On Sunday February 12, I was awarded Moment Magazine 2011 Memoir Contest first place prize. The award ceremony was held at the Spertus Institute — http://spertus.edu/moment — in Chicago. Here’s a short excerpt from the winning entry, “The Sweet Life:”
All the films that came to the kibbutz, crisscrossing the Jezreel Valley from place to place, were in 16mm, mostly Black & White, as was the film that night. They came spooled in tin reels, usually three or four, which required regular breaks in the action for the projectionist—by far the most important person in the kibbutz in my opinion—to replace them and start again. In addition, the film itself would break occasionally during each screening, evident by strange noises and pictures running in high speed on the screen. These unexpected breaks in the action had always seemed to occur, at least to me, at the most crucial, suspenseful moments.
The adults, however, didn’t seem to mind one way or the other, and used these breaks for a variety of other things. First among them was the lighting of cigarettes, as almost everybody in the kibbutz smoked back then. Small flames flickered here and there, dotting the canvas of the dark lawn with color, before dying out into oblivion. Another favorite pastime activity was watching and pointing at the stars, and in later years at the Sputniks and Satellites floating slowly across the nightly skies. Some men used these breaks as an opportunity to relieve themselves in the nearby bushes. Shouts of all kinds, mainly announcements of urgent meetings or changes in work schedule, could be heard as well. A new mother would often be called to the babies-house, since her baby was crying for milk. There were hugs, kisses and feel-ups on the lawn. And between the blankets, rumors circulated through the grapevine, a baby or two were actually conceived.

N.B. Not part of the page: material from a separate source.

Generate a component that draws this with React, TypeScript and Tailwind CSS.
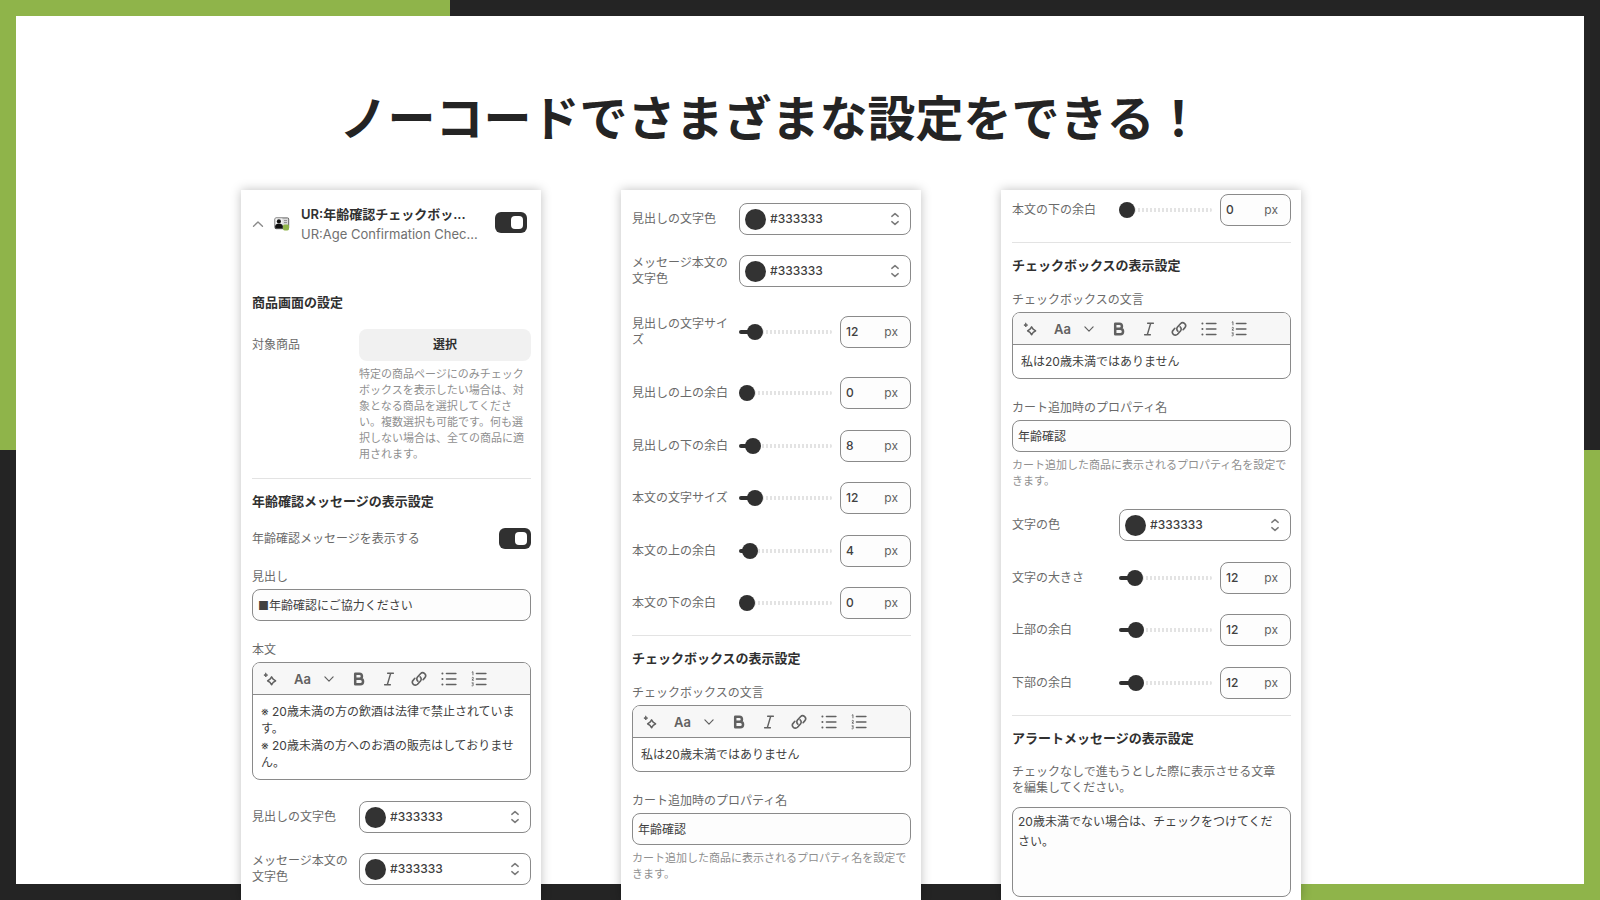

Not me. I was conceived either on the boat of refugees bringing my parents, Holocaust survivors from Hungary, to Eretz Israel from Europe, or in the interment camp the British had brought them to after capturing their boat. It was probably a vacation for them there, compared with what they had gone through in the German concentration camps, since it was set up on the shore of the Mediterranean Sea. Somehow, they had both survived the horrors. But they had left behind in the burning chambers, among other relatives, my grandparents on both sides. Come to think of it now, there were no grandparents to be found in my kibbutz at all as I was growing up.